For instance, when you visit a site on your PC (Windows), the site provides you with its desktop version. Now, try visiting that same site with your phone (Android). No doubt, you have a mobile version of the site. How does the website know which version to present to you? The answer lies within your UA.
Web scrapers often send your request without a UA. Since there is no info about the user, the destination server may suspect that a robot is in play. And this can result in CAPTCHAs.
CAPTCHAs are tests put in place to tell humans and robots apart. As a user who has experienced CAPTCHA in action, you no doubt know just how frustrating it can be. To avoid any of these issues, it is better to add User Agents to your web scraping strategy.
You now know what UAs are and why they are important for web scraping. But is that all you need to know about User-Agents? Of course not! Below is a guide to help you as a user, make full use of User Agents for your Web Scraping.
How to use User-Agents for Web Scraping
During your web scraping, a wrong move can end up with a ban on your UA by webservers. Hence, it is not enough to just simply add User Agents to your web scraping strategy. You have to know how to fully utilize them to help you get the best results and avoid any problems. The following will help you in this aspect.
1.) Switching User Agents
As seen above, sending requests without a UA will get web servers suspicious. In the same way, using a particular UA for several requests will also raise their suspicion. As a countermeasure, the destination server will block that User-Agent. But fortunately, you can avoid this. How?
Consider Proxies (another effective tool for internet scraping). Proxies are servers that possess an IP address. Hence, when you switch them, you are changing IP addresses making the destination server believe its traffic is from different users. The same applies to User Agents. By using different UAs for different requests, a web server won't suspect the presence of a bot.
Switching between or rotating UAs may sound challenging. Rest assured, it is easy to do so. You only need to get lists of UA strings.
When doing so, ensure your strings are from real internet browsers. You can find a variety of these strings at https://developers.whatismybrowser.com/
Next, store the strings in a list in Python. Afterward, you can set each request to randomly select a User-Agent from that list.

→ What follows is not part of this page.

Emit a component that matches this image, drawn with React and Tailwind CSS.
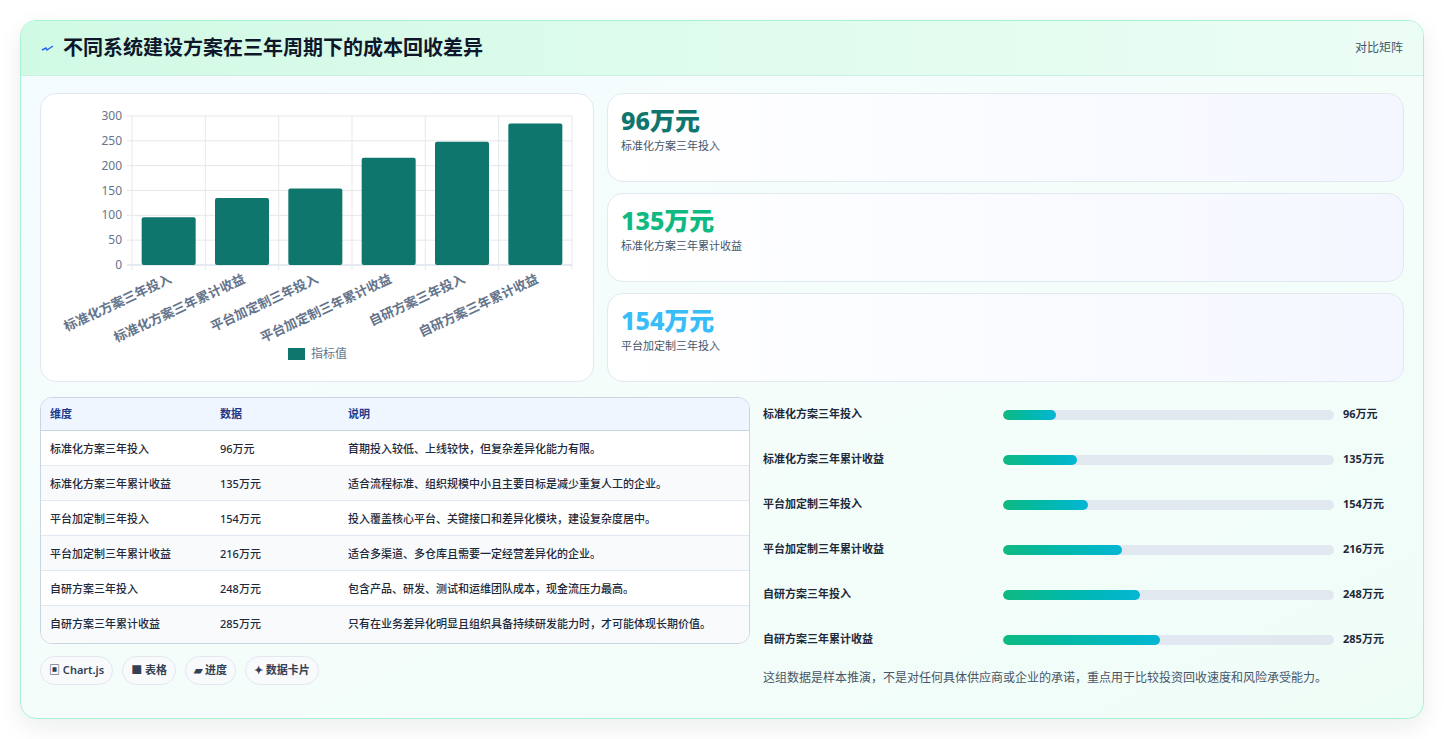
import React from "react";

const rows = [
  ["标准化方案三年投入", 96, "首期投入较低、上线较快，但复杂差异化能力有限。"],
  ["标准化方案三年累计收益", 135, "适合流程标准、组织规模中小且主要目标是减少重复人工的企业。"],
  ["平台加定制三年投入", 154, "投入覆盖核心平台、关键接口和差异化模块，建设复杂度居中。"],
  ["平台加定制三年累计收益", 216, "适合多渠道、多仓库且需要一定经营差异化的企业。"],
  ["自研方案三年投入", 248, "包含产品、研发、测试和运维团队成本，现金流压力最高。"],
  ["自研方案三年累计收益", 285, "只有在业务差异化明显且组织具备持续研发能力时，才可能体现长期价值。"],
];

function Chart() {
  const x0 = 91, x1 = 531, yTop = 22, yBot = 171;
  const step = (x1 - x0) / 6;
  const ys = [0, 50, 100, 150, 200, 250, 300];
  const yOf = (v) => yBot - (v / 300) * (yBot - yTop);
  return (
    <svg width="553" height="288" className="block">
      {ys.map((v) => (
        <g key={v}>
          <line x1={x0 - 5} x2={x1} y1={yOf(v)} y2={yOf(v)} stroke={v === 0 ? "#cbd5e1" : "#e5e7eb"} />
          <text x={x0 - 10} y={yOf(v) + 4} textAnchor="end" fontSize="12" fill="#64748b">{v}</text>
        </g>
      ))}
      {Array.from({ length: 7 }).map((_, i) => (
        <line key={i} x1={x0 + i * step} x2={x0 + i * step} y1={yTop} y2={yBot + 5} stroke="#e5e7eb" />
      ))}
      {rows.map((r, i) => {
        const cx = x0 + step * (i + 0.5);
        const y = yOf(r[1]);
        return (
          <g key={i}>
            <rect x={cx - 27} y={y} width="54" height={yBot - y} rx="2" fill="#0f766e" />
            <text transform={`translate(${cx + 4},${yBot + 17}) rotate(-25)`} textAnchor="end" fontSize="13" fontWeight="600" fill="#64748b">{r[0]}</text>
          </g>
        );
      })}
      <rect x="247" y="254" width="17" height="12" fill="#0f766e" />
      <text x="270" y="264" fontSize="12" fill="#64748b">指标值</text>
    </svg>
  );
}

function Stat({ v, label, color }) {
  return (
    <div className="flex-1 rounded-2xl border border-[#e2e8f0] bg-gradient-to-r from-white to-[#f4f7ff] px-[13px] pt-[9px]">
      <div className={`text-[25px] font-extrabold leading-[34px] ${color}`}>{v}</div>
      <div className="text-[11px] text-[#475569] mt-[1px]">{label}</div>
    </div>
  );
}

export default function App() {
  return (
    <div className="w-[1444px] h-[739px] bg-white p-[20px]" style={{ fontFamily: '"Noto Sans","Noto Sans CJK SC",sans-serif' }}>
      <div className="h-[699px] rounded-2xl border border-[#a7f3d0] bg-gradient-to-br from-[#f3fbff] via-[#f5fdfb] to-[#effdf7] shadow-[0_8px_24px_rgba(15,23,42,0.08)] overflow-hidden">
        <div className="h-[55px] flex items-center justify-between px-[20px] bg-gradient-to-r from-[#d1fae5] to-[#ecfdf5] border-b border-[#ccf0e4]">
          <div className="flex items-center gap-[9px]">
            <svg width="13" height="10" viewBox="0 0 13 10"><path d="M1 7 L5 5 L6 7 L12 3" stroke="#2563eb" strokeWidth="1.4" fill="none" /></svg>
            <span className="text-[20px] font-bold text-[#0f172a]">不同系统建设方案在三年周期下的成本回收差异</span>
          </div>
          <span className="text-[12px] text-[#475569]">对比矩阵</span>
        </div>
        <div className="px-[19px] pt-[17px]">
          <div className="flex gap-[13px] h-[289px]">
            <div className="w-[554px] rounded-2xl border border-[#e2e8f0] bg-white overflow-hidden">
              <Chart />
            </div>
            <div className="flex-1 flex flex-col gap-[11px]">
              <Stat v="96万元" label="标准化方案三年投入" color="text-[#0f766e]" />
              <Stat v="135万元" label="标准化方案三年累计收益" color="text-[#10b981]" />
              <Stat v="154万元" label="平台加定制三年投入" color="text-[#38bdf8]" />
            </div>
          </div>
          <div className="flex gap-[13px] mt-[15px]">
            <div className="w-[710px]">
              <div className="rounded-xl border border-[#cbd5e1] bg-white overflow-hidden text-[11px] font-medium text-[#1e293b]">
                <div className="flex h-[33px] items-center bg-[#eff6ff] border-b border-[#cbd5e1] font-semibold text-[#1e3a8a]">
                  <div className="w-[179px] pl-[9px]">维度</div>
                  <div className="w-[128px]">数据</div>
                  <div className="flex-1">说明</div>
                </div>
                {rows.map((r, i) => (
                  <div key={i} className={`flex items-start py-[10px] ${i < 5 ? "border-b border-[#e2e8f0] h-[35px]" : ""} ${i % 2 ? "bg-[#f8fafc]" : "bg-white"}`}>
                    <div className="w-[179px] pl-[9px] leading-[15px]">{r[0]}</div>
                    <div className="w-[128px] leading-[15px]">{r[1]}万元</div>
                    <div className="flex-1 pr-[28px] leading-[18px] -mt-[1px]">{r[2]}</div>
                  </div>
                ))}
              </div>
              <div className="flex gap-[9px] mt-[12px] text-[11px] text-[#334155] font-semibold">
                {["▣ Chart.js", "■ 表格", "▰ 进度", "✦ 数据卡片"].map((t) => (
                  <span key={t} className="rounded-full border border-[#e2e8f0] bg-[#f8fafc] px-[8px] h-[29px] flex items-center">{t}</span>
                ))}
              </div>
            </div>
            <div className="flex-1 -mt-[5px]">
              {rows.map((r, i) => (
                <div key={i} className="flex items-center h-[45px] text-[11px] font-semibold text-[#1e293b]">
                  <div className="w-[240px]">{r[0]}</div>
                  <div className="w-[331px] h-[10px] rounded-full bg-[#e2e8f0] overflow-hidden">
                    <div className="h-full rounded-full bg-gradient-to-r from-[#10b981] to-[#06b6d4]" style={{ width: `${(r[1] / 600) * 100}%` }} />
                  </div>
                  <div className="pl-[9px] font-bold">{r[1]}万元</div>
                </div>
              ))}
              <div className="mt-[7px] text-[12px] text-[#475569]">这组数据是样本推演，不是对任何具体供应商或企业的承诺，重点用于比较投资回收速度和风险承受能力。</div>
            </div>
          </div>
        </div>
      </div>
    </div>
  );
}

Thankfully, the net swarms with lots of materials to help you perform User-Agent rotation with ease.
2.) Select a common UA
Down to our second tip - select common User Agents. Why? If your User Agent does not belong to a major web browser, web servers will get suspicious. And as we've seen throughout this article, whenever a server gets suspicious, it may lead to your UA getting blocked.
Hence, to avoid this, you need a User-Agent that is commonly used. Here are some User Agents that belong to common web browsers.

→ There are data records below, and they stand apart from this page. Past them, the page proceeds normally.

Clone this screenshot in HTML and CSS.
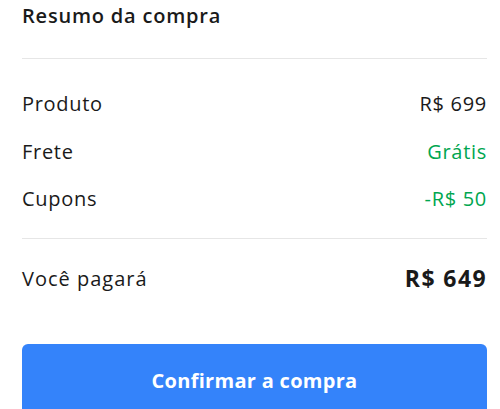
FILE: index.html
```html
<!DOCTYPE html>
<html lang="pt-BR">
<head>
    <meta charset="UTF-8">
    <meta name="viewport" content="width=device-width, initial-scale=1.0">
    <title>Resumo da compra</title>
    <link rel="stylesheet" href="styles.css">
</head>
<body>
    <div class="summary">
        <h2>Resumo da compra</h2>
        <div class="lines">
            <div class="row">
                <span>Produto</span>
                <span>R$ 699</span>
            </div>
            <div class="row">
                <span>Frete</span>
                <span class="green">Grátis</span>
            </div>
            <div class="row">
                <span>Cupons</span>
                <span class="green">-R$ 50</span>
            </div>
        </div>
        <div class="total">
            <span>Você pagará</span>
            <strong>R$ 649</strong>
        </div>
        <button type="button">Confirmar a compra</button>
    </div>
</body>
</html>
```

FILE: styles.css
```css
* {
    margin: 0;
    padding: 0;
    box-sizing: border-box;
}
body {
    font-family: 'Open Sans', sans-serif;
    background: #ffffff;
    color: #1a1a1a;
}
.summary {
    padding: 0 13px 0 22px;
}
h2 {
    font-size: 20px;
    font-weight: 600;
    letter-spacing: 0.8px;
    line-height: 32px;
    height: 59px;
    border-bottom: 1px solid #e6e6e6;
    color: #1a1a1a;
}
.lines {
    padding: 21px 0 15px;
    border-bottom: 1px solid #e6e6e6;
}
.row, .total {
    display: flex;
    justify-content: space-between;
    align-items: center;
    font-size: 20px;
    letter-spacing: 0.7px;
    height: 47.5px;
}
.green {
    color: #00a650;
}
.total {
    margin-top: 16px;
}
.total span {
    letter-spacing: 1px;
}
.total strong {
    font-size: 23px;
    font-weight: 700;
    letter-spacing: 1.4px;
}
button {
    display: block;
    width: 100%;
    height: 72px;
    margin-top: 42px;
    background-color: #3483fa;
    color: #ffffff;
    border: none;
    border-radius: 6px;
    font-family: inherit;
    font-size: 20px;
    font-weight: 700;
    letter-spacing: 0.3px;
    cursor: pointer;
}
```
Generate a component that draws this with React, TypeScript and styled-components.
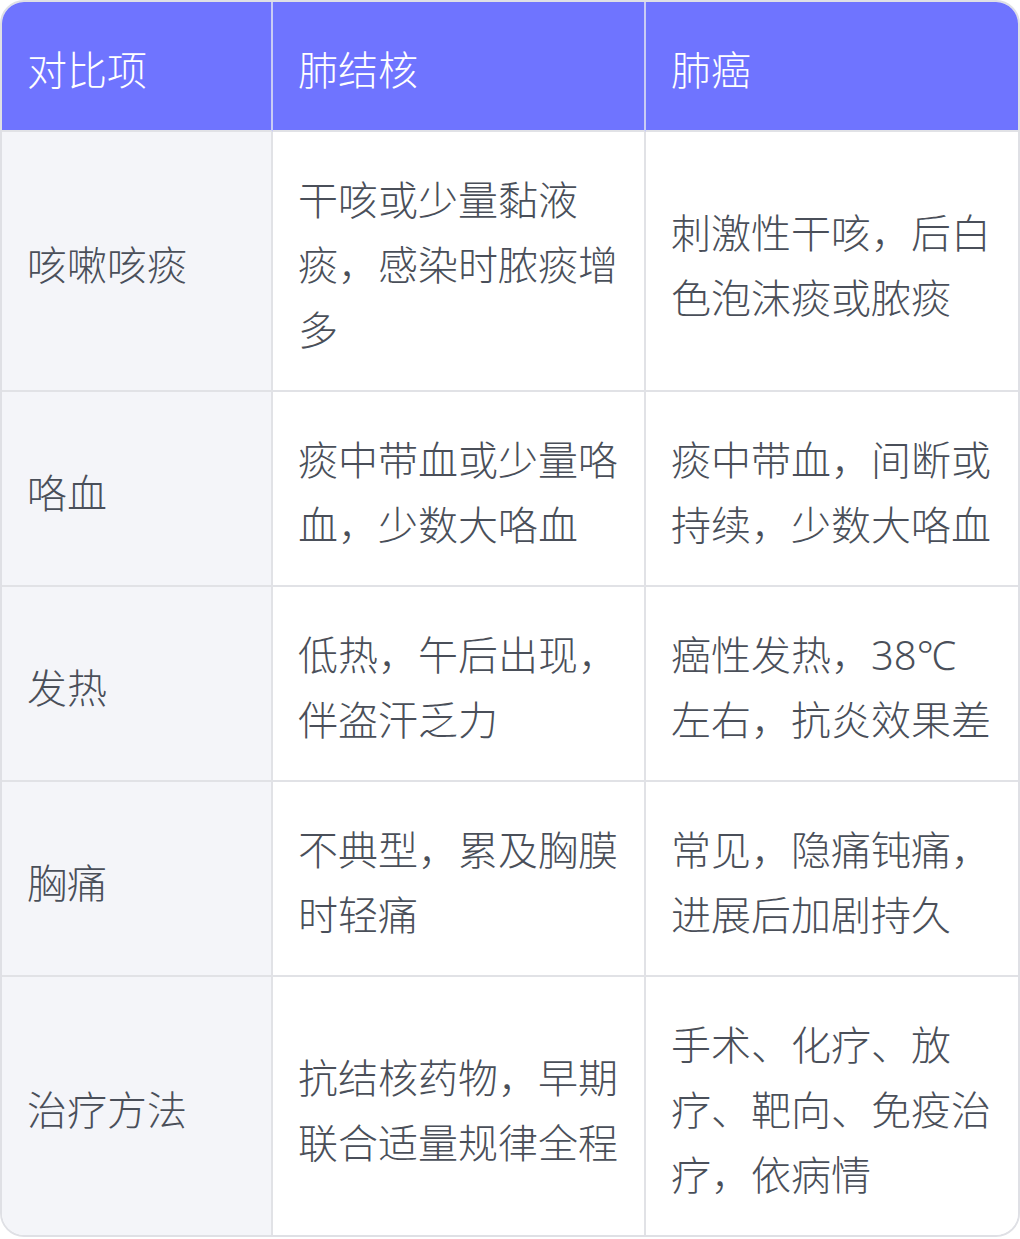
import React from "react";
import styled, { createGlobalStyle } from "styled-components";

const GlobalStyle = createGlobalStyle`
  html, body { margin: 0; padding: 0; background: #ffffff; }
  body { font-family: "Noto Sans", "Noto Sans CJK SC", sans-serif; }
`;

const Table = styled.div`
  box-sizing: border-box;
  width: 1020px;
  border: 2px solid #dfe0e5;
  border-radius: 24px;
  overflow: hidden;
  display: grid;
  grid-template-columns: 271px 373px 372px;
  background: #ffffff;
`;

const Cell = styled.div<{ $head?: boolean; $label?: boolean; $lastCol?: boolean; $lastRow?: boolean }>`
  box-sizing: border-box;
  display: flex;
  align-items: center;
  padding: 35px 24px 28px 25px;
  font-family: "Noto Sans", "Noto Sans CJK SC", sans-serif;
  font-size: 40px;
  font-weight: 300;
  line-height: 65px;
  color: ${(p) => (p.$head ? "#ffffff" : "#4a4f59")};
  background: ${(p) => (p.$head ? "#6f74ff" : p.$label ? "#f4f5f9" : "#ffffff")};
  border-right: ${(p) => (p.$lastCol ? "none" : p.$head ? "2px solid #c9cbf5" : "2px solid #e1e2e6")};
  border-bottom: ${(p) => (p.$lastRow ? "none" : "2px solid #e1e2e6")};
`;

const head = ["对比项", "肺结核", "肺癌"];

const rows: [string, string, string][] = [
  ["咳嗽咳痰", "干咳或少量黏液痰，感染时脓痰增多", "刺激性干咳，后白色泡沫痰或脓痰"],
  ["咯血", "痰中带血或少量咯血，少数大咯血", "痰中带血，间断或持续，少数大咯血"],
  ["发热", "低热，午后出现，伴盗汗乏力", "癌性发热，38℃左右，抗炎效果差"],
  ["胸痛", "不典型，累及胸膜时轻痛", "常见，隐痛钝痛，进展后加剧持久"],
  ["治疗方法", "抗结核药物，早期联合适量规律全程", "手术、化疗、放疗、靶向、免疫治疗，依病情"],
];

export default function App() {
  return (
    <>
      <GlobalStyle />
      <Table>
        {head.map((h, i) => (
          <Cell key={h} $head $lastCol={i === 2}>
            {h}
          </Cell>
        ))}
        {rows.map((r, ri) =>
          r.map((c, ci) => (
            <Cell
              key={`${ri}-${ci}`}
              $label={ci === 0}
              $lastCol={ci === 2}
              $lastRow={ri === rows.length - 1}
            >
              {c}
            </Cell>
          ))
        )}
      </Table>
    </>
  );
}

Mozilla/5.0 (Windows NT 10.0; Win64; x64) AppleWebKit/537.36 (KHTML, like Gecko) Chrome/58.0.3029.110 Safari/537.36
Microsoft Internet Explorer 7 / IE 7
Mozilla/5.0 (Windows; U; MSIE 7.0; Windows NT 6.0; en-US)
Mozilla/5.0 (Windows NT 10.0; Win64; x64; rv:53.0) Gecko/20100101 Firefox/53.0.
You can find more of these User Agents at https://www.networkinghowtos.com/howto/common-user-agent-list/
Note that when selecting UAs, choose one that suits the browser you're using for your scraping. This is to ensure that the browser matches the default behavior of your User-Agent. And in turn, this will help you achieve better results.
Uses of web scraping
As seen above, web scraping offers lots of benefits to users. Let's see in detail, some areas where web scraping is helpful.
Data analysis is an essential process that all businesses make effort to take. It involves interpreting, organizing, or as the name implies, analyzing data to derive helpful information. This info can be used to draft marketing strategies and so on.
But first and foremost, data analysis involves collecting data from the web. And this is where web scraping comes into play. To easily extract data from the net, data analysts ensure to add web scraping to their skill set.
Information for cold outreach such as email addresses and phone lists can be gotten via scraping. Thus, web scraping helps in building leads for businesses.
Used in monitoring competitions
As a brand, it is necessary to keep track of your competition. This is a simple but effective strategy in the business world. By comparing their products and prices with yours, you may be able to ascertain where and how to improve. Web scraping will help you extract any data you need for monitoring your competition.
Though User-Agents are not a must-have tool for web scraping, implementing them is the best way to avoid any complications. After all, you don't want to wound up trying to get rid of an annoying CAPTCHA.
True, web scrapers have advanced over the years. But the same is true for anti-scraping technologies. And that's yet another reason that calls for the need for a User-Agent library. By selecting common User Agents and rotating them, there is no doubt that you'll achieve a smooth web scraping experience. So, as a user (both beginners and experts alike), you may want to opt for User Agents.